> [What is being asked]:
Skip every image and restate the data word for word.

start Raw data

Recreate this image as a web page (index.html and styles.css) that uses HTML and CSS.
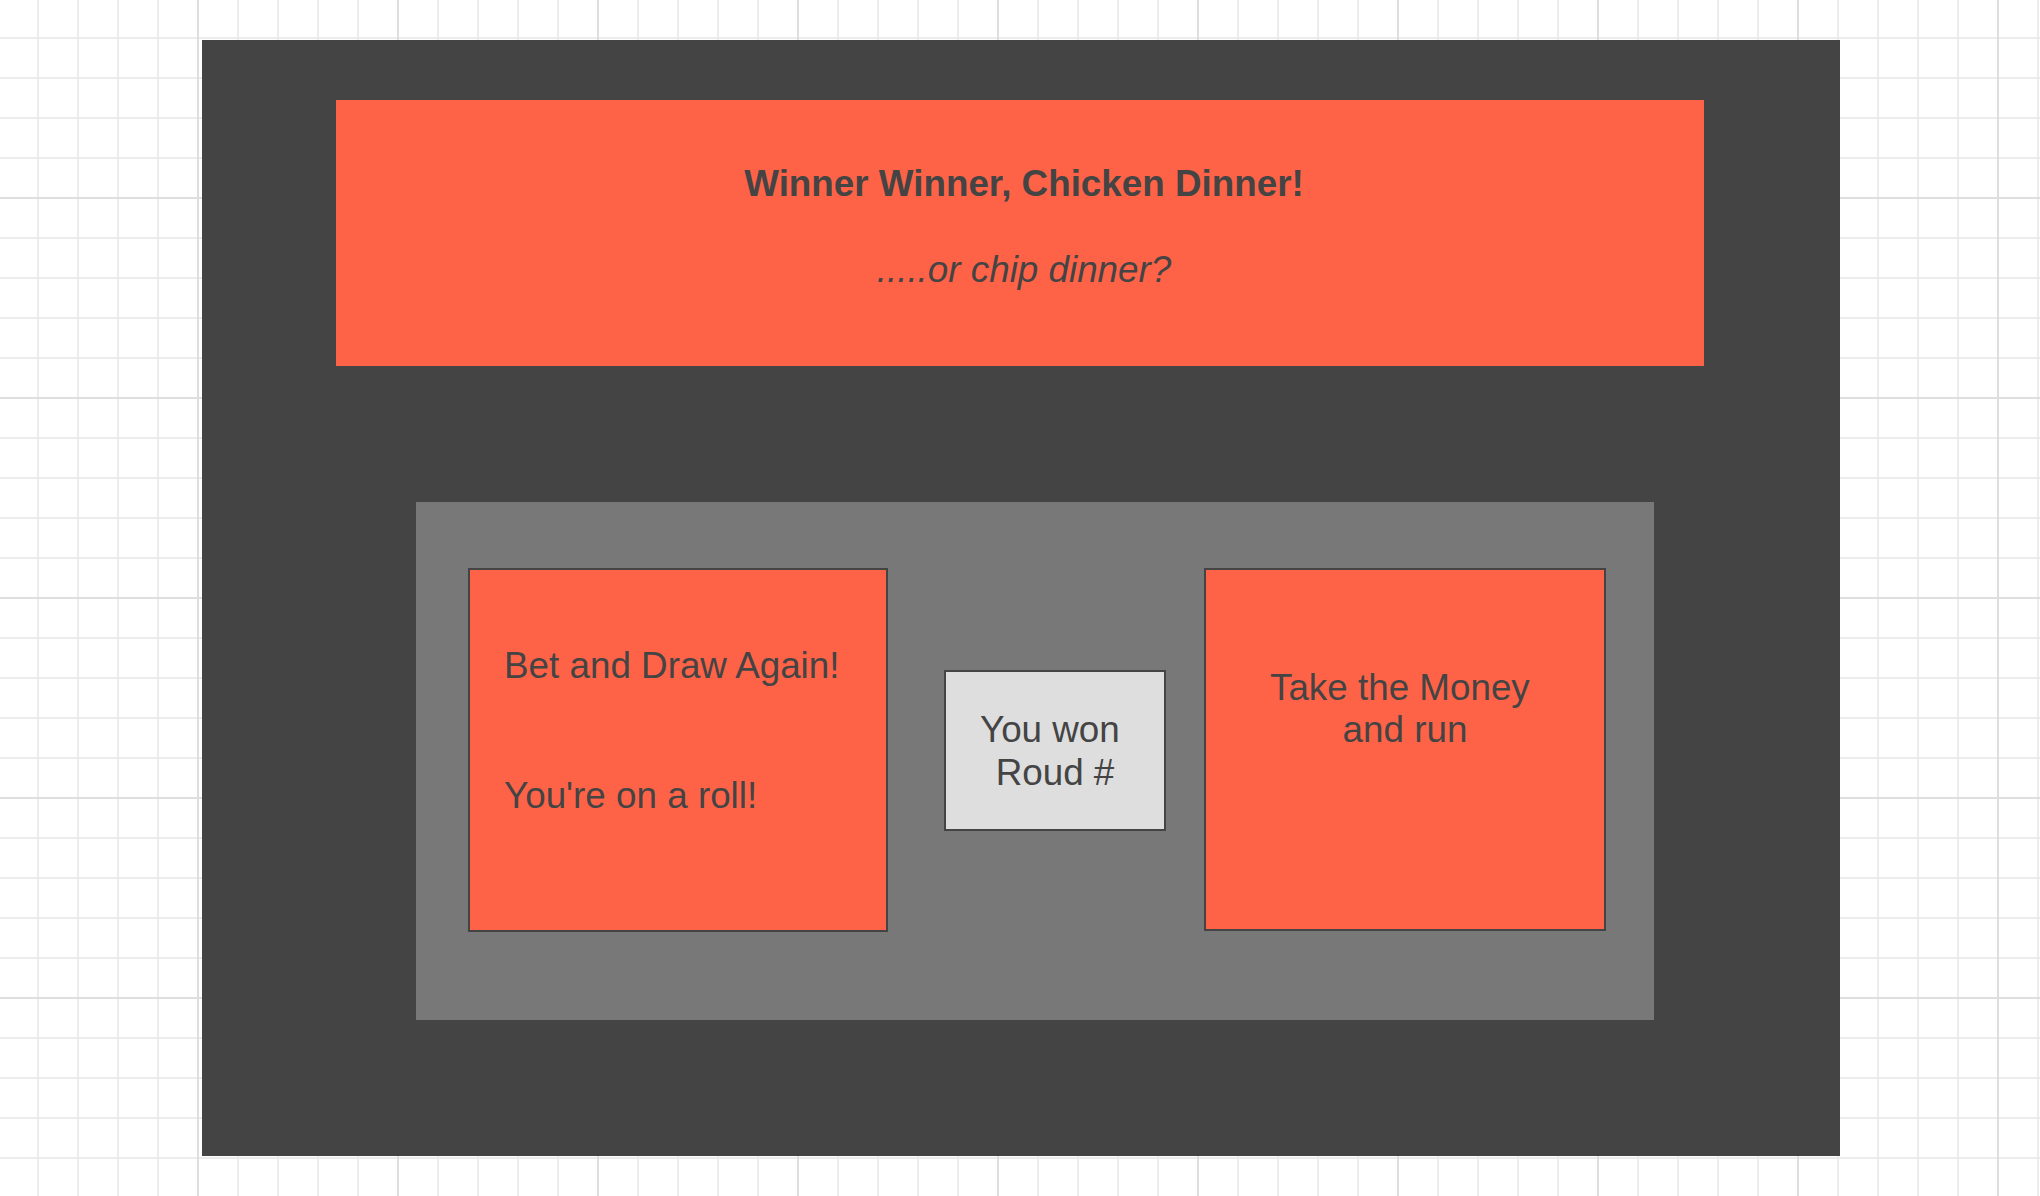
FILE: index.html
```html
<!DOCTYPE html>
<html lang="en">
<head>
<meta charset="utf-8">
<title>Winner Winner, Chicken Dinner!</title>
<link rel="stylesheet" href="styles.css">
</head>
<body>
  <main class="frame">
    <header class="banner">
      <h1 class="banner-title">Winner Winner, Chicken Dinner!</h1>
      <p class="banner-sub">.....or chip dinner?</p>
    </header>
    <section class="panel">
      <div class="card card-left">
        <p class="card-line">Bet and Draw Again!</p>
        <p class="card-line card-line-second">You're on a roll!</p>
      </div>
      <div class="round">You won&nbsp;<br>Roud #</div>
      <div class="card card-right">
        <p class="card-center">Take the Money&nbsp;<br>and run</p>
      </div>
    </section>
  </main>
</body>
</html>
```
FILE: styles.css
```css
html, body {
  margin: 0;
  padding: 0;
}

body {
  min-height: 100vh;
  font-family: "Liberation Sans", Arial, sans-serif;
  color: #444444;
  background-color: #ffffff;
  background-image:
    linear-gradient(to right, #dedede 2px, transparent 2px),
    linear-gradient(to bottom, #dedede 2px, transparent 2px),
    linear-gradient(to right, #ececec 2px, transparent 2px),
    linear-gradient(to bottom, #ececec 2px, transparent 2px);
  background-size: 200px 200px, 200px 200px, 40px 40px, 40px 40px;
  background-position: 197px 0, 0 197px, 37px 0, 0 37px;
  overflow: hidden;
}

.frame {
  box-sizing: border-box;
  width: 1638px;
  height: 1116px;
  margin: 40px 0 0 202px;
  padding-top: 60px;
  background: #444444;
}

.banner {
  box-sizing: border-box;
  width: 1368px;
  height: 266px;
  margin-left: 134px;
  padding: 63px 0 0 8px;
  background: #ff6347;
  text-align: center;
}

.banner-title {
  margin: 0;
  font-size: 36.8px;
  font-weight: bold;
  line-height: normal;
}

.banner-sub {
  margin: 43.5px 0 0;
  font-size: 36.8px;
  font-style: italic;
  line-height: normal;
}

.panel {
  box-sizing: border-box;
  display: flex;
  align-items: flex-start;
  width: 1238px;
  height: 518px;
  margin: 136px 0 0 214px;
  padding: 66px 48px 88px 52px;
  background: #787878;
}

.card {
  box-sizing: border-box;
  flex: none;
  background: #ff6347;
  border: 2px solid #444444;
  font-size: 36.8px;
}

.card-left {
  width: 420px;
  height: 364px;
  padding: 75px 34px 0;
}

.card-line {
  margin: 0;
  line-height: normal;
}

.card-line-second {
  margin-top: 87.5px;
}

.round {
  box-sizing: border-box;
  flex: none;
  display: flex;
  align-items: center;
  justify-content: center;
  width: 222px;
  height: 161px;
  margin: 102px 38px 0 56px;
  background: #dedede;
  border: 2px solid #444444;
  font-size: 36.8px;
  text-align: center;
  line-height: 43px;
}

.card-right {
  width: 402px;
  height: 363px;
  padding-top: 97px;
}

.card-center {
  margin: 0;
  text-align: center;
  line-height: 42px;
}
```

end Raw data

> [Solved problem]:
Recreate this image as a web page (index.html and styles.css) that uses HTML and CSS.
FILE: index.html
```html
<!DOCTYPE html>
<html lang="en">
<head>
<meta charset="utf-8">
<title>Winner Winner, Chicken Dinner!</title>
<link rel="stylesheet" href="styles.css">
</head>
<body>
  <main class="frame">
    <header class="banner">
      <h1 class="banner-title">Winner Winner, Chicken Dinner!</h1>
      <p class="banner-sub">.....or chip dinner?</p>
    </header>
    <section class="panel">
      <div class="card card-left">
        <p class="card-line">Bet and Draw Again!</p>
        <p class="card-line card-line-second">You're on a roll!</p>
      </div>
      <div class="round">You won&nbsp;<br>Roud #</div>
      <div class="card card-right">
        <p class="card-center">Take the Money&nbsp;<br>and run</p>
      </div>
    </section>
  </main>
</body>
</html>
```
FILE: styles.css
```css
html, body {
  margin: 0;
  padding: 0;
}

body {
  min-height: 100vh;
  font-family: "Liberation Sans", Arial, sans-serif;
  color: #444444;
  background-color: #ffffff;
  background-image:
    linear-gradient(to right, #dedede 2px, transparent 2px),
    linear-gradient(to bottom, #dedede 2px, transparent 2px),
    linear-gradient(to right, #ececec 2px, transparent 2px),
    linear-gradient(to bottom, #ececec 2px, transparent 2px);
  background-size: 200px 200px, 200px 200px, 40px 40px, 40px 40px;
  background-position: 197px 0, 0 197px, 37px 0, 0 37px;
  overflow: hidden;
}

.frame {
  box-sizing: border-box;
  width: 1638px;
  height: 1116px;
  margin: 40px 0 0 202px;
  padding-top: 60px;
  background: #444444;
}

.banner {
  box-sizing: border-box;
  width: 1368px;
  height: 266px;
  margin-left: 134px;
  padding: 63px 0 0 8px;
  background: #ff6347;
  text-align: center;
}

.banner-title {
  margin: 0;
  font-size: 36.8px;
  font-weight: bold;
  line-height: normal;
}

.banner-sub {
  margin: 43.5px 0 0;
  font-size: 36.8px;
  font-style: italic;
  line-height: normal;
}

.panel {
  box-sizing: border-box;
  display: flex;
  align-items: flex-start;
  width: 1238px;
  height: 518px;
  margin: 136px 0 0 214px;
  padding: 66px 48px 88px 52px;
  background: #787878;
}

.card {
  box-sizing: border-box;
  flex: none;
  background: #ff6347;
  border: 2px solid #444444;
  font-size: 36.8px;
}

.card-left {
  width: 420px;
  height: 364px;
  padding: 75px 34px 0;
}

.card-line {
  margin: 0;
  line-height: normal;
}

.card-line-second {
  margin-top: 87.5px;
}

.round {
  box-sizing: border-box;
  flex: none;
  display: flex;
  align-items: center;
  justify-content: center;
  width: 222px;
  height: 161px;
  margin: 102px 38px 0 56px;
  background: #dedede;
  border: 2px solid #444444;
  font-size: 36.8px;
  text-align: center;
  line-height: 43px;
}

.card-right {
  width: 402px;
  height: 363px;
  padding-top: 97px;
}

.card-center {
  margin: 0;
  text-align: center;
  line-height: 42px;
}
```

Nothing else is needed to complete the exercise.